PARTS OF the film were shot in Hawaii and look great, and others in North Carolina and look terrible. Just kidding — there’s so much accreted CGI slathered onto the images it’s hard to figure out what’s where, and where’s what. It adds, however, to the artificial theme-ride groove.
Although the film is built upon the marketing bonanza of a 3-D experience, that experience is still like watching a movie through smudgy sunglasses. See it in 2-D.

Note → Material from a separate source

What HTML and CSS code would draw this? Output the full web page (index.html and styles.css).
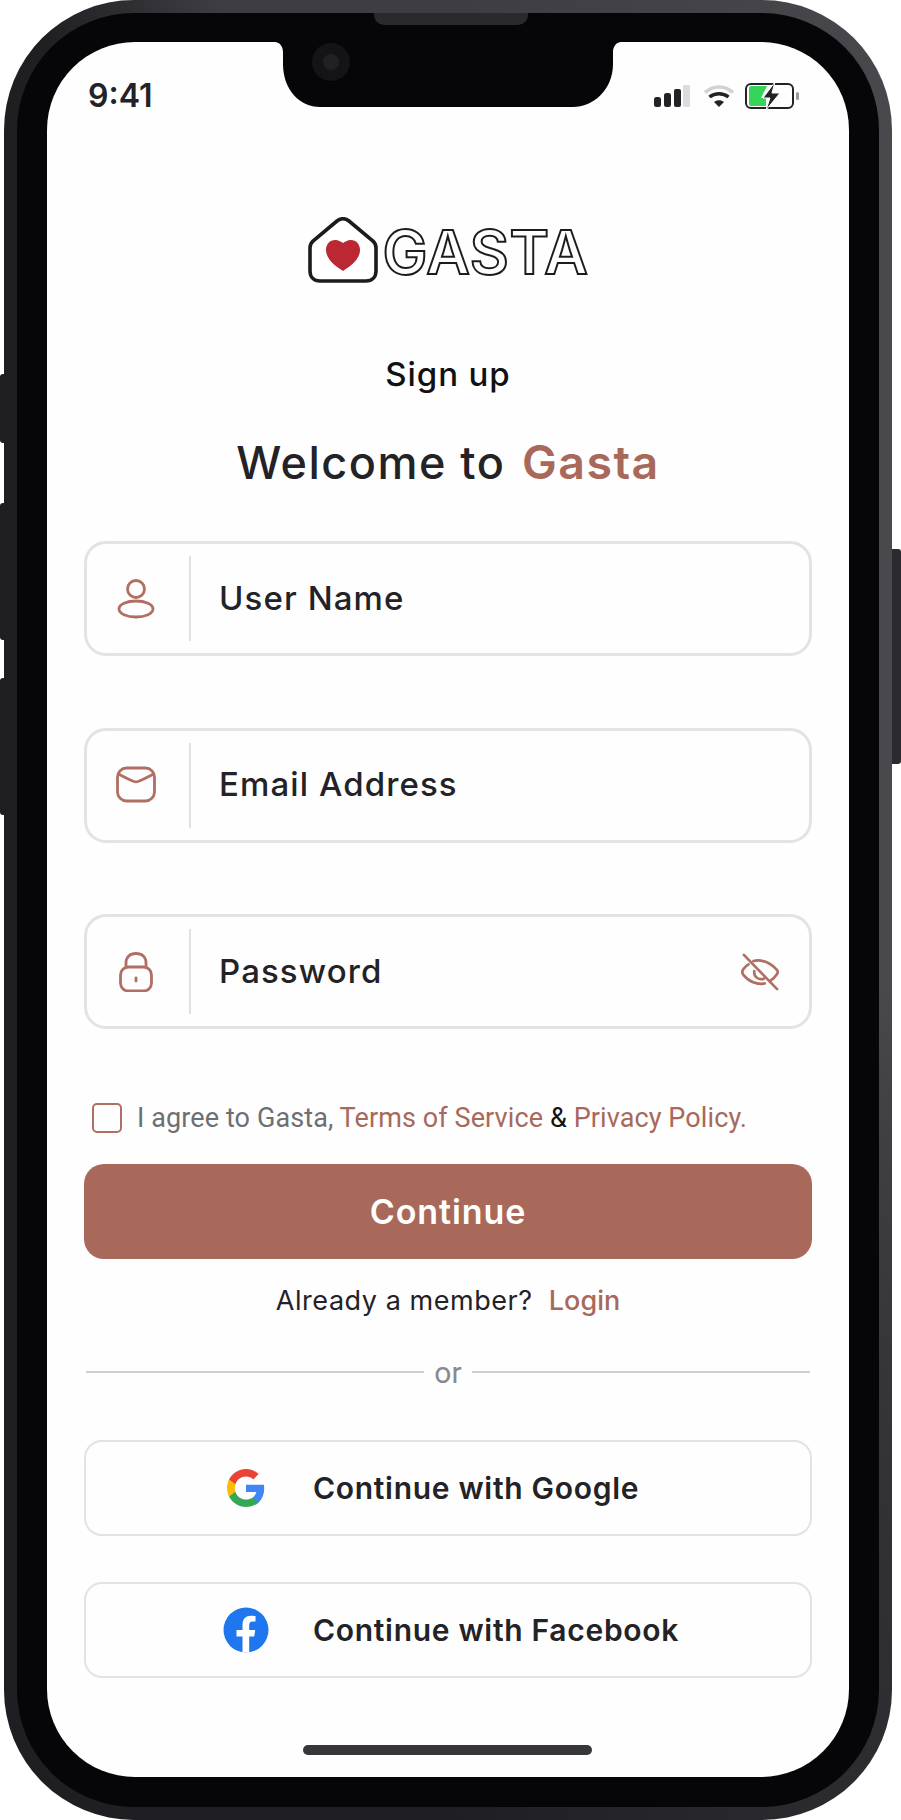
FILE: index.html
```html
<!DOCTYPE html>
<html lang="en">
<head>
    <meta charset="UTF-8">
    <meta name="viewport" content="width=device-width, initial-scale=1.0">
    <title>Gasta Sign up</title>
    <link rel="stylesheet" href="styles.css">
</head>
<body>

    <div class="device">
        <!-- Side buttons -->
        <span class="side-btn btn-mute"></span>
        <span class="side-btn btn-up"></span>
        <span class="side-btn btn-down"></span>
        <span class="side-btn btn-power"></span>

        <div class="frame">
            <span class="speaker"></span>

            <div class="screen">
                <!-- Notch with camera -->
                <svg class="notch" width="346" height="65" viewBox="0 0 346 65">
                    <path d="M0 0H346C342 0 338 4 338 10V22C338 48 318 65 298 65H45C25 65 8 48 8 22V10C8 4 4 0 0 0Z" fill="#060508"/>
                    <circle cx="56" cy="20" r="19" fill="#141416"/>
                    <circle cx="56" cy="20" r="8" fill="#212123"/>
                </svg>

                <!-- Status bar -->
                <div class="status-bar">
                    <span class="time">9:41</span>
                    <div class="status-icons">
                        <svg width="36" height="22" viewBox="0 0 36 22">
                            <rect x="0" y="12" width="7" height="10" rx="2.5" fill="#232226"/>
                            <rect x="10" y="8" width="7" height="14" rx="2.5" fill="#232226"/>
                            <rect x="20" y="4" width="7" height="18" rx="2" fill="#232226"/>
                            <rect x="29" y="0" width="7" height="22" rx="1" fill="#dcdcde"/>
                        </svg>
                        <svg class="wifi" width="32" height="24" viewBox="0 0 32 24">
                            <path d="M2 8.5C10 1 22 1 30 8.5" fill="none" stroke="#d2d2d4" stroke-width="3.5"/>
                            <path d="M6.5 13C12 8.5 20 8.5 25.5 13" fill="none" stroke="#232226" stroke-width="3.5"/>
                            <path d="M11 18C14 15.5 18 15.5 21 18L16 23Z" fill="#232226"/>
                        </svg>
                        <svg width="55" height="28" viewBox="0 0 55 28">
                            <rect x="1" y="2" width="47" height="24" rx="5" fill="none" stroke="#232226" stroke-width="2"/>
                            <path d="M4 6C4 5 5 4 6 4H22L16 16H21V24H6C5 24 4 23 4 22Z" fill="#37d45c"/>
                            <path d="M30 0L18 16H25L21 28L35 11H27Z" fill="#232226" stroke="#fff" stroke-width="1"/>
                            <rect x="51" y="10" width="3" height="8" rx="1.5" fill="#9a9a9c"/>
                        </svg>
                    </div>
                </div>

                <div class="content">
                    <!-- Logo -->
                    <div class="logo">
                        <svg width="70" height="66" viewBox="0 0 70 66">
                            <path d="M29 4L5 24C3 26 2 28 2 31V54C2 60 6 64 12 64H58C64 64 68 60 68 54V31C68 28 67 26 65 24L41 4C37 1 33 1 29 4Z" fill="#fff" stroke="#1c1c1e" stroke-width="3.6"/>
                            <path d="M35 54C29 50 18 43 18 33C18 27 22 23 27 23C31 23 33 25 35 26C37 25 39 23 43 23C48 23 52 27 52 33C52 43 41 50 35 54Z" fill="#bb2733"/>
                        </svg>
                        <span class="logo-text">GASTA</span>
                    </div>

                    <h2 class="page-title">Sign up</h2>
                    <h1 class="welcome">Welcome to <span class="brand">Gasta</span></h1>

                    <!-- Fields -->
                    <div class="field">
                        <div class="field-icon">
                            <svg class="line-icon" width="40" height="40" viewBox="0 0 40 40">
                                <circle cx="20" cy="10" r="8.500"/>
                                <ellipse cx="20" cy="30" rx="17" ry="8"/>
                            </svg>
                        </div>
                        <span class="field-label">User Name</span>
                    </div>
                    <div class="field">
                        <div class="field-icon">
                            <svg class="line-icon" width="40" height="40" viewBox="0 0 40 40">
                                <rect x="1.5" y="3" width="37" height="33" rx="9"/>
                                <path d="M2.5 9C8 12 14 15 18 16.5C19.5 17 20.5 17 22 16.5C26 15 32 12 37.5 9"/>
                            </svg>
                        </div>
                        <span class="field-label">Email Address</span>
                    </div>
                    <div class="field">
                        <div class="field-icon">
                            <svg class="line-icon" width="40" height="40" viewBox="0 0 40 40">
                                <rect x="4.5" y="15" width="31" height="24" rx="8"/>
                                <path d="M10 15V11C10 5 14 1.500 20 1.500C26 1.500 30 5 30 11V15"/>
                                <path d="M20 26V29"/>
                            </svg>
                        </div>
                        <span class="field-label">Password</span>
                        <svg class="line-icon eye" width="38" height="38" viewBox="0 0 40 40">
                            <path d="M13 8.5C21 6 31 10 38 18C39 19.500 39 20.500 38 22C36 25 33.500 27.500 31 29M25 32C17 34 8 30 2.500 23C1 21 1 19 2.500 17C4 15 6 13 8 12"/>
                            <path d="M24 27C19 29 13 25 14 19"/>
                            <path d="M3 2L38 38"/>
                        </svg>
                    </div>

                    <!-- Terms -->
                    <div class="agree">
                        <span class="checkbox"></span>
                        <p class="agree-text">I agree to Gasta, <a href="#">Terms of Service</a> <span class="amp">&amp;</span> <a href="#">Privacy Policy.</a></p>
                    </div>

                    <button class="continue-btn">Continue</button>

                    <p class="member">Already a member? <a href="#">Login</a></p>

                    <div class="or-row">
                        <span class="or-line"></span>
                        <span class="or-text">or</span>
                        <span class="or-line"></span>
                    </div>

                    <!-- Social logins -->
                    <button class="social-btn">
                        <span class="social-icon">
                            <svg width="38" height="38" viewBox="0 0 24 24">
                                <path d="M23.5 12.3c0-.8-.1-1.600-.2-2.300H12v4.500h6.500c-.3 1.500-1.100 2.700-2.400 3.600v3h3.900c2.200-2.100 3.500-5.100 3.500-8.800z" fill="#4285f4"/>
                                <path d="M12 24c3.200 0 6-1.100 8-2.900l-3.900-3c-1.100.7-2.500 1.200-4.100 1.200-3.100 0-5.800-2.100-6.700-5H1.300v3.100C3.300 21.300 7.300 24 12 24z" fill="#34a853"/>
                                <path d="M5.300 14.300c-.5-1.500-.5-3.100 0-4.600V6.600h-4c-1.700 3.300-1.700 7.500 0 10.800z" fill="#fbbc05"/>
                                <path d="M12 4.800c1.800 0 3.300.6 4.600 1.800l3.400-3.400C17.900 1.200 15.200 0 12 0 7.300 0 3.300 2.700 1.300 6.600l4 3.100c.9-2.800 3.600-4.900 6.700-4.900z" fill="#ea4335"/>
                            </svg>
                        </span>
                        <span>Continue with Google</span>
                    </button>
                    <button class="social-btn">
                        <span class="social-icon">
                            <svg width="46" height="46" viewBox="0 0 46 46">
                                <circle cx="23" cy="23" r="22.500" fill="#1f77f0"/>
                                <path d="M19.500 45.500V29.500H13.500V23H19.500V17.500C19.500 11.800 22.900 8.700 28 8.700C30.500 8.700 32.500 9.100 32.500 9.100V14.500H29.700C27 14.500 26.200 16.200 26.200 17.900V23H32.200L31.200 29.500H26.200V45.500Z" fill="#fff"/>
                            </svg>
                        </span>
                        <span>Continue with Facebook</span>
                    </button>

                    <span class="home-bar"></span>
                </div>
            </div>
        </div>
    </div>

</body>
</html>
```

FILE: styles.css
```css
body {
    margin: 0;
    background-color: #fff;
    font-family: Inter, "Liberation Sans", sans-serif;
}
.device {
    position: relative;
    width: 901px;
    height: 1820px;
    overflow: hidden;
}
.side-btn {
    position: absolute;
    left: 0;
    width: 6px;
    background-color: #1f1f22;
    border-radius: 3px 0 0 3px;
}
.btn-mute { top: 374px; height: 69px; }
.btn-up { top: 503px; height: 137px; }
.btn-down { top: 678px; height: 137px; }
.btn-power {
    left: 888px;
    top: 549px;
    width: 13px;
    height: 215px;
    background-color: #2b2a2e;
    border-radius: 0 3px 3px 0;
}
.frame {
    position: relative;
    box-sizing: border-box;
    margin-left: 4px;
    width: 888px;
    height: 1820px;
    padding: 29px 30px 30px;
    border: 13px solid transparent;
    border-radius: 130px;
    background:
        linear-gradient(#060508, #060508) padding-box,
        conic-gradient(#3e3d43 0deg, #49484d 30deg, #49484d 100deg, #2c2b2f 155deg, #1f1e22 180deg, #1f1f22 335deg, #3e3d43 346deg, #3e3d43 360deg) border-box;
}
.speaker {
    position: absolute;
    top: 0;
    left: 357px;
    width: 154px;
    height: 12px;
    background-color: #2a292d;
    border-radius: 0 0 10px 10px;
}
.screen {
    position: relative;
    height: 1735px;
    background-color: #fefefe;
    border-radius: 88px;
    overflow: hidden;
}
.notch {
    position: absolute;
    top: 0;
    left: 228px;
}
.status-bar {
    height: 65px;
    box-sizing: border-box;
    padding: 42px 49px 0 41px;
    display: flex;
    justify-content: space-between;
    align-items: center;
}
.time {
    font-size: 32px;
    font-weight: 600;
    color: #232226;
}
.status-icons {
    display: flex;
    align-items: center;
    gap: 13px;
}
.wifi {
    margin-right: -3px;
}
.content {
    padding: 0 37px;
    display: flex;
    flex-direction: column;
    align-items: center;
}
.logo {
    margin-top: 110px;
    height: 65px;
    display: flex;
    align-items: center;
    gap: 5px;
}
.logo-text {
    margin-top: 5px;
    font-size: 60px;
    line-height: 65px;
    font-weight: 600;
    color: #fefefe;
    -webkit-text-stroke: 2px #1c1c1e;
    letter-spacing: 0.5px;
}
.page-title {
    margin: 72px 0 0;
    font-size: 33px;
    line-height: 40px;
    font-weight: 500;
    letter-spacing: 0.9px;
    color: #111;
}
.welcome {
    margin: 43px 0 0;
    height: 50px;
    font-size: 45px;
    line-height: 50px;
    font-weight: 500;
    letter-spacing: 1.5px;
    color: #232226;
}
.brand {
    margin-left: 3px;
    font-size: 46.5px;
    font-weight: 600;
    color: #a8695a;
}
.field {
    box-sizing: border-box;
    width: 100%;
    height: 115px;
    margin-top: 54px;
    padding: 12px 30px 12px 0;
    display: flex;
    align-items: center;
    background-color: #fefefe;
    border: 3px solid #e3e3e6;
    border-radius: 22px;
}
.field + .field {
    margin-top: 71.5px;
}
.field-icon {
    box-sizing: border-box;
    width: 104px;
    height: 100%;
    padding-right: 5px;
    display: flex;
    align-items: center;
    justify-content: center;
    border-right: 2px solid #e0dfe2;
}
.field-label {
    margin-left: 28px;
    padding-bottom: 2px;
    flex-grow: 1;
    font-size: 33px;
    font-weight: 500;
    letter-spacing: 1.1px;
    color: #232226;
}
.line-icon {
    fill: none;
    stroke: #b06f62;
    stroke-width: 2.8;
    stroke-linecap: round;
    stroke-linejoin: round;
}
.agree {
    align-self: flex-start;
    margin: 73px 0 0 8px;
    height: 32px;
    display: flex;
    align-items: center;
    gap: 15px;
}
.checkbox {
    box-sizing: border-box;
    width: 30px;
    height: 30px;
    border: 2px solid #b06f62;
    border-radius: 5px;
}
.agree-text {
    margin: 0;
    font-family: Roboto, sans-serif;
    font-size: 27px;
    letter-spacing: 0.1px;
    color: #6e6e73;
}
.agree-text a {
    color: #a8695a;
    text-decoration: none;
}
.amp {
    color: #111;
}
.continue-btn {
    width: 100%;
    height: 95px;
    margin-top: 30px;
    border: none;
    border-radius: 20px;
    background-color: #a8695a;
    font-family: inherit;
    font-size: 34px;
    font-weight: 600;
    letter-spacing: 0.9px;
    color: #fff;
}
.member {
    margin: 24px 0 0;
    font-size: 27px;
    line-height: 36px;
    letter-spacing: 0.55px;
    color: #232226;
}
.member a {
    margin-left: 8px;
    font-weight: 500;
    letter-spacing: 0;
    color: #a8695a;
    text-decoration: none;
}
.or-row {
    width: 100%;
    margin-top: 38px;
    height: 30px;
    display: flex;
    align-items: center;
    padding: 0 2px;
    box-sizing: border-box;
    gap: 10px;
}
.or-line {
    flex-grow: 1;
    height: 2px;
    background-color: #cfcfd2;
}
.or-text {
    font-family: Roboto, sans-serif;
    font-size: 30px;
    color: #8a8a8e;
}
.social-btn {
    box-sizing: border-box;
    width: 100%;
    height: 96px;
    margin-top: 53px;
    padding: 0 0 0 137px;
    display: flex;
    align-items: center;
    gap: 44px;
    background-color: #fefefe;
    border: 2px solid #e3e3e6;
    border-radius: 18px;
    font-family: inherit;
    font-size: 30px;
    font-weight: 600;
    letter-spacing: 0.7px;
    color: #232226;
}
.social-btn + .social-btn {
    margin-top: 46px;
}
.social-icon {
    width: 46px;
    display: flex;
    justify-content: center;
}
.home-bar {
    width: 289px;
    height: 10px;
    margin: 67px 2px 0 0;
    background-color: #38363a;
    border-radius: 5px;
}
```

Caine, looking exhausted but chipper, must have had a mortgage payment due. Hutcherson is distinctly unmemorable. Luis Guzman, as the helicopter pilot, is vaguely ethnic and makes infantile "jokes" throughout. Which means most of the film’s weight falls squarely on Johnson’s impressively broad shoulders. Luckily, he has gallons of charisma. Hugely aware of the camera, he does everything but wink at the audience in every scene.
And Vanessa Hudgens, spending the entire film in high-riding short-shorts and a damp, clingy tank top, serves as a glowing beacon to preadolescent boys of yet-greater mysteries ahead in life. But that’s a different movie.